Fear which makes us unable to truly care for one another; fear and pride, and the will to power  which fuel the hells we seem willing to create. In Christ God shows us in the most powerful way possible, how we can begin instead, to build the kingdom of heaven on earth  – the prayer we offer Sunday by Sunday. Crisis in the life of God indeed.  Not that God has changed. God is putting before our eyes for those who will see, a remarkably different revelation of who God is. A revelation which surely is  ‘good news for the world’. A shocking revelation we find it hard to embrace – precisely because it challenges our instinctive fundamentalism! The Hebrew prophet Hosea, declares that what God requires of us, is mercy and not sacrifice.  Love before purity. In Christ God shows us what this means. As Christ loves us, loves us in all our awkwardness, our unattractive, self-centred grasping, loves us even unto death, so are we to love not only each other,  we are to love our enemies, do good to those who persecute us.

As the writer of John’s epistle declares: Love is the way. In Christ it is the God of love whom we worship. In Christ it is the God of surprises whom we worship. For Jesus was ever including those whom society regarded  as definitively outside  the circle of God’s love and embrace. Included them just as they were.   Laughed with them.  Partyed with them.

It is love which will transform us. What a shock for those first Jewish disciples of Jesus, to discover that yes, the Spirit of Christ, is poured out even on Gentiles! We are to love as Jesus loved, those who are different from us,   those who think differently from us. We are not to sit in judgement on one another.

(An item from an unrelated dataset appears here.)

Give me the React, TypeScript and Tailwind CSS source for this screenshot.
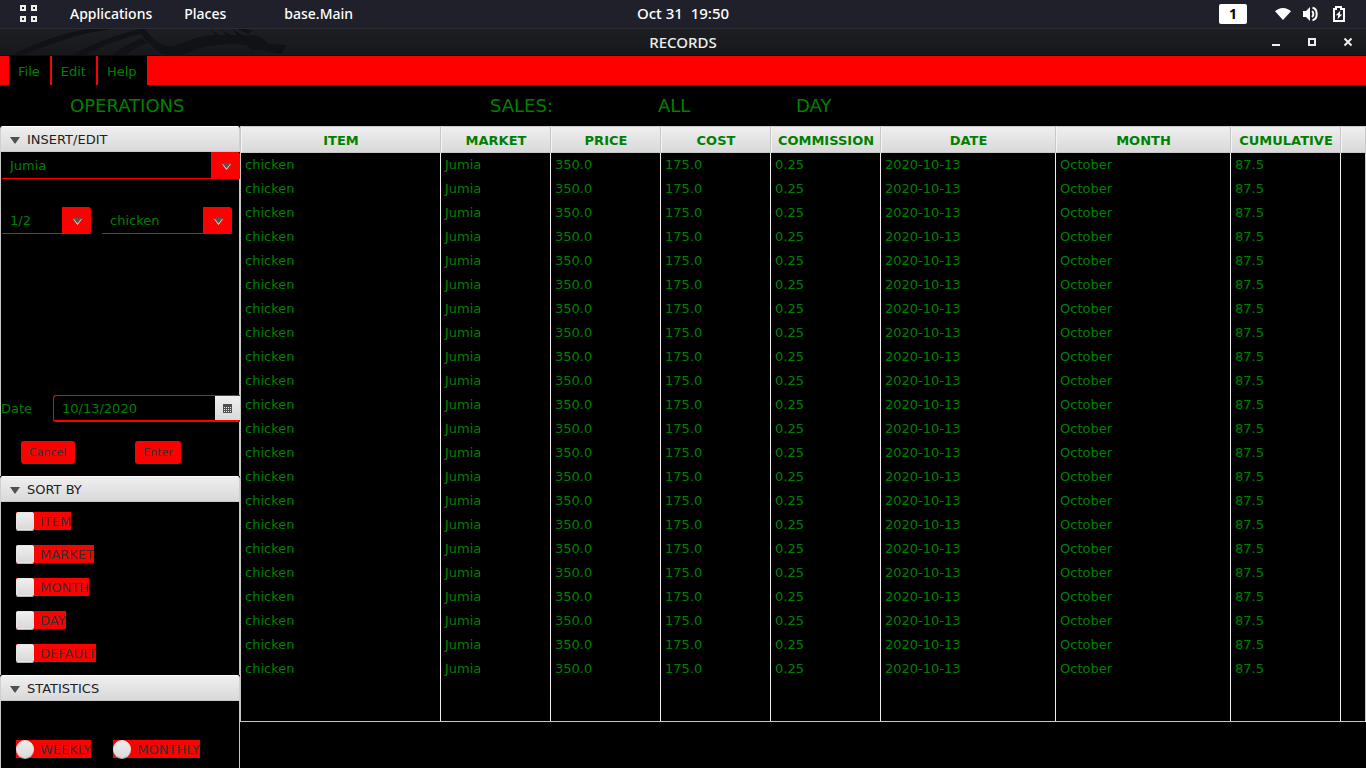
import React from 'react';

const columns = [
  { name: 'ITEM', width: 'w-[200px]' },
  { name: 'MARKET', width: 'w-[110px]' },
  { name: 'PRICE', width: 'w-[110px]' },
  { name: 'COST', width: 'w-[110px]' },
  { name: 'COMMISSION', width: 'w-[110px]' },
  { name: 'DATE', width: 'w-[175px]' },
  { name: 'MONTH', width: 'w-[175px]' },
  { name: 'CUMULATIVE', width: 'w-[110px]' },
];

const record = ['chicken', 'Jumia', '350.0', '175.0', '0.25', '2020-10-13', 'October', '87.5'];
const records = Array.from({ length: 22 }, () => record);

const metal = 'bg-linear-to-b from-[#efefef] to-[#d9d9d9]';

function TopBar() {
  return (
    <header className="grid h-7 grid-cols-3 items-center bg-[#1f2029] text-sm font-medium text-white">
      <nav className="flex items-center whitespace-nowrap">
        <button aria-label="Show applications" className="ml-5">
          <svg width="18" height="18" viewBox="0 0 18 18" fill="none" stroke="#eeeeec" strokeWidth="2" shapeRendering="crispEdges">
            <rect x="1" y="1" width="4" height="4" />
            <rect x="12" y="1" width="4" height="4" />
            <rect x="1" y="12" width="4" height="4" />
            <rect x="12" y="12" width="4" height="4" />
          </svg>
        </button>
        <button className="ml-8">Applications</button>
        <button className="ml-8">Places</button>
        <button className="ml-14 pl-0.5">base.Main</button>
      </nav>
      <time className="justify-self-center whitespace-pre text-[15px]">Oct 31  19:50</time>
      <div className="flex items-center justify-end pr-[19px]">
        <button className="mr-7 h-5 w-7 rounded-xs bg-white text-center font-bold leading-5 text-black">1</button>
        <div className="flex items-center gap-3">
          <svg width="16" height="12" viewBox="0 0 16 12" fill="#fff" aria-label="Wi-Fi">
            <path d="M8 12 0 3.2C2 1.4 4.800 0 8 0s6 1.400 8 3.200z" />
          </svg>
          <svg width="16" height="16" viewBox="0 0 16 16" fill="none" aria-label="Volume">
            <path d="M0 5h3l4-4v14l-4-4H0z" fill="#fff" />
            <path d="M9 5c1.800 1.500 1.800 4.500 0 6" stroke="#fff" strokeWidth="2" />
            <path d="M9.500 1.800c5.600 1.200 5.600 11.200 0 12.400" stroke="#fff" strokeWidth="2" />
          </svg>
          <svg width="16" height="16" viewBox="0 0 16 16" fill="none" aria-label="Battery charging">
            <path d="M3 3h2V1h5v2h3v12H3z" stroke="#fff" strokeWidth="2" />
            <path d="M9.500 4.500 4.800 9.300h2.500L6.500 13.200l4.700-4.800H8.700z" fill="#fff" />
          </svg>
        </div>
      </div>
    </header>
  );
}

function TitleBar() {
  return (
    <div className="grid h-7 grid-cols-3 items-center border-t border-b border-t-[#2b2c32] border-b-[#0c0d10] bg-linear-to-b from-[#1c1e22] to-[#17181c] text-[15px] font-medium text-[#eeeeec]">
      <svg width="290" height="26" viewBox="0 0 290 26" fill="#111216" aria-hidden="true">
        <path d="M13 26C30 17 56 5 88 0h22C76 5 46 16 24 26z" />
        <path d="M72 26C94 14 118 5 137 1l3 4C118 11 98 18 86 26z" />
        <path d="M112 26c10-8 20-13 30-17l5 5c-8 3-15 7-21 12z" />
        <path d="M137 0h8c6 9 15 17 24 17 14 0 18-9 46-11l-4-5 8 5h7l-4-5 9 5h6l-4-5 12 6c8-2 14-1 19 4l5 4 17 1-4 9-18-4-12 0-6-5c-16-2-32-1-49 4-7 2-10 5-15 6h-17C156 22 145 12 137 0z" />
        <path d="M238 0h8l7 2-5 3z" />
      </svg>
      <h1 className="justify-self-center">RECORDS</h1>
      <div className="flex items-center justify-end gap-5 pr-2.5">
        <button aria-label="Minimize">
          <svg width="16" height="16" viewBox="0 0 16 16"><path d="M4 10h8v2H4z" fill="#eeeeec" /></svg>
        </button>
        <button aria-label="Maximize">
          <svg width="16" height="16" viewBox="0 0 16 16"><path d="M5 5h6v6H5z" fill="none" stroke="#eeeeec" strokeWidth="2" /></svg>
        </button>
        <button aria-label="Close">
          <svg width="16" height="16" viewBox="0 0 16 16"><path d="m4.500 4.500 7 7m0-7-7 7" stroke="#eeeeec" strokeWidth="2" /></svg>
        </button>
      </div>
    </div>
  );
}

function Combo({ label, value, className }: { label: string; value: string; className: string }) {
  return (
    <div className={`relative h-[27px] ${className}`}>
      <select
        aria-label={label}
        defaultValue={value}
        className="h-full w-full appearance-none border-b border-[#ff0000] bg-black pt-0.5 pr-8 pl-2"
      >
        <option>{value}</option>
      </select>
      <span className="pointer-events-none absolute inset-y-0 right-0 flex w-[29px] items-center justify-center rounded-r-[3px] bg-[#ff0000] pt-px pl-0.5">
        <svg width="9" height="7" viewBox="0 0 9 7">
          <path d="M0 1h9L4.500 7z" fill="#ddd" />
          <path d="M0 0h9L4.500 5.500z" fill="#555" />
        </svg>
      </span>
    </div>
  );
}

function Section({ title, className, children }: { title: string; className: string; children: React.ReactNode }) {
  return (
    <section className={`flex flex-col ${className}`}>
      <h2>
        <button
          aria-expanded="true"
          className={`flex h-[26px] w-full items-center gap-[7px] rounded-t-[3px] border border-t-white border-x-[#d0d0d0] border-b-[#c8c8c8] pt-0.5 pl-[9px] text-[#222] ${metal}`}
        >
          <svg width="10" height="7" viewBox="0 0 10 7" fill="#505050"><path d="M0 0h10L5 7z" /></svg>
          {title}
        </button>
      </h2>
      <div className="flex-1 border-x border-[#c8c8c8]">{children}</div>
    </section>
  );
}

function Choice({ type, label }: { type: 'checkbox' | 'radio'; label: string }) {
  return (
    <label className="flex h-[18px] w-fit items-center gap-1.5 bg-[#ff0000] text-[#333]">
      <input
        type={type}
        name={type === 'radio' ? 'period' : label}
        className={`size-[18px] appearance-none border border-[#e6e6e6] shadow-[0_1px_0_#b5b5b5] ${metal} ${type === 'radio' ? 'rounded-full' : 'rounded-[2px]'}`}
      />
      <span className="pt-0.5">{label}</span>
    </label>
  );
}

function Sidebar() {
  return (
    <aside className="flex w-60 shrink-0 flex-col">
      <Section title="INSERT/EDIT" className="h-[350px]">
        <Combo label="Market" value="Jumia" className="-mr-px ml-px" />
        <div className="mt-7 ml-px flex gap-[11px]">
          <Combo label="Quantity" value="1/2" className="w-[89px]" />
          <Combo label="Item" value="chicken" className="w-[130px]" />
        </div>
        <div className="-mr-px mt-[161px] flex items-center">
          <label htmlFor="date" className="w-[52px] shrink-0">Date</label>
          <div className="flex h-[27px] flex-1 rounded-l-[3px] border-y border-l border-b-2 border-[#ff0000]">
            <input id="date" defaultValue="10/13/2020" className="w-0 flex-1 bg-transparent pt-0.5 pl-2" />
            <button aria-label="Choose date" className={`flex w-[25px] items-center justify-center ${metal}`}>
              <svg width="9" height="9" viewBox="0 0 9 9" shapeRendering="crispEdges">
                <path d="M0 0h9v9H0z" fill="#505050" />
                <path d="M1 3h1v1H1zM3 3h1v1H3zM5 3h1v1H5zM7 3h1v1H7zM1 5h1v1H1zM3 5h1v1H3zM5 5h1v1H5zM7 5h1v1H7zM1 7h1v1H1zM3 7h1v1H3zM5 7h1v1H5zM7 7h1v1H7z" fill="#ececec" />
              </svg>
            </button>
          </div>
        </div>
        <div className="mt-[19px] ml-5 flex gap-[60px] text-[11px] text-[#333]">
          <button className="h-[23px] rounded-[3px] bg-[#ff0000] pr-[9px] pl-2">Cancel</button>
          <button className="h-[23px] rounded-[3px] bg-[#ff0000] px-2">Enter</button>
        </div>
      </Section>
      <Section title="SORT BY" className="h-[199px]">
        <div className="flex flex-col gap-[15px] pt-2.5 pl-[15px]">
          {['ITEM', 'MARKET', 'MONTH', 'DAY', 'DEFAULT'].map((label) => (
            <Choice key={label} type="checkbox" label={label} />
          ))}
        </div>
      </Section>
      <Section title="STATISTICS" className="flex-1">
        <div className="flex gap-[22px] pt-[39px] pb-2.5 pl-[15px]">
          <Choice type="radio" label="WEEKLY" />
          <Choice type="radio" label="MONTHLY" />
        </div>
      </Section>
    </aside>
  );
}

function RecordsTable() {
  return (
    <main className="min-w-0 flex-1">
      <table className="w-full table-fixed border-separate border-spacing-0 border-r border-b border-l border-[#c8c8c8]">
        <thead>
          <tr>
            {columns.map((c) => (
              <th
                key={c.name}
                className={`h-[27px] border border-t-[#c8c8c8] border-r-[#c8c8c8] border-b-[#c8c8c8] border-l-[#f4f4f4] px-0 pt-0.5 pb-0 text-center font-bold ${metal} ${c.width}`}
              >
                {c.name}
              </th>
            ))}
            <td className={`h-[27px] border border-r-0 border-t-[#c8c8c8] border-b-[#c8c8c8] border-l-[#f4f4f4] p-0 ${metal}`} />
          </tr>
        </thead>
        <tbody>
          {records.map((row, i) => (
            <tr key={i}>
              {row.map((cell, j) => (
                <td key={j} className="h-6 border-r border-[#eee] py-0 pr-0 pl-1">{cell}</td>
              ))}
              <td />
            </tr>
          ))}
          <tr>
            {columns.map((c) => (
              <td key={c.name} className="h-10 border-r border-[#eee]" />
            ))}
            <td />
          </tr>
        </tbody>
      </table>
    </main>
  );
}

export default function App() {
  return (
    <div className="flex min-h-screen flex-col bg-black font-['DejaVu_Sans',sans-serif] text-[13px] leading-4 text-[#008000]">
      <div className="font-['Noto_Sans',sans-serif]">
        <TopBar />
        <TitleBar />
      </div>
      <nav className="flex h-[29px] gap-0.5 bg-[#ff0000] pl-[9px]">
        {['File', 'Edit', 'Help'].map((m) => (
          <button key={m} className="bg-black pt-0.5 pr-2.5 pl-[9px]">{m}</button>
        ))}
      </nav>
      <div className="flex h-[41px] items-center text-[18px]">
        <h2 className="w-[490px] pl-[70px]">OPERATIONS</h2>
        <span className="w-[168px]">SALES:</span>
        <span className="w-[138px]">ALL</span>
        <span>DAY</span>
      </div>
      <div className="flex flex-1">
        <Sidebar />
        <RecordsTable />
      </div>
    </div>
  );
}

We are to love the evil-doer who exploits and destroys neighbour – and in so doing, to lead him or her away   from selfish pride and greed and faction, to the real joy of honouring and loving one another.
Yes, we all find the gospel of Christ hard to embrace. It challenges  each of us to live fulfilled lives.   To do so will demand sacrifice of us. Today is the beginning of Christian Aid Week. On Friday we began a new ordinance of government. As we look forward may we each find grace  to embrace the God of Christ.   Amen.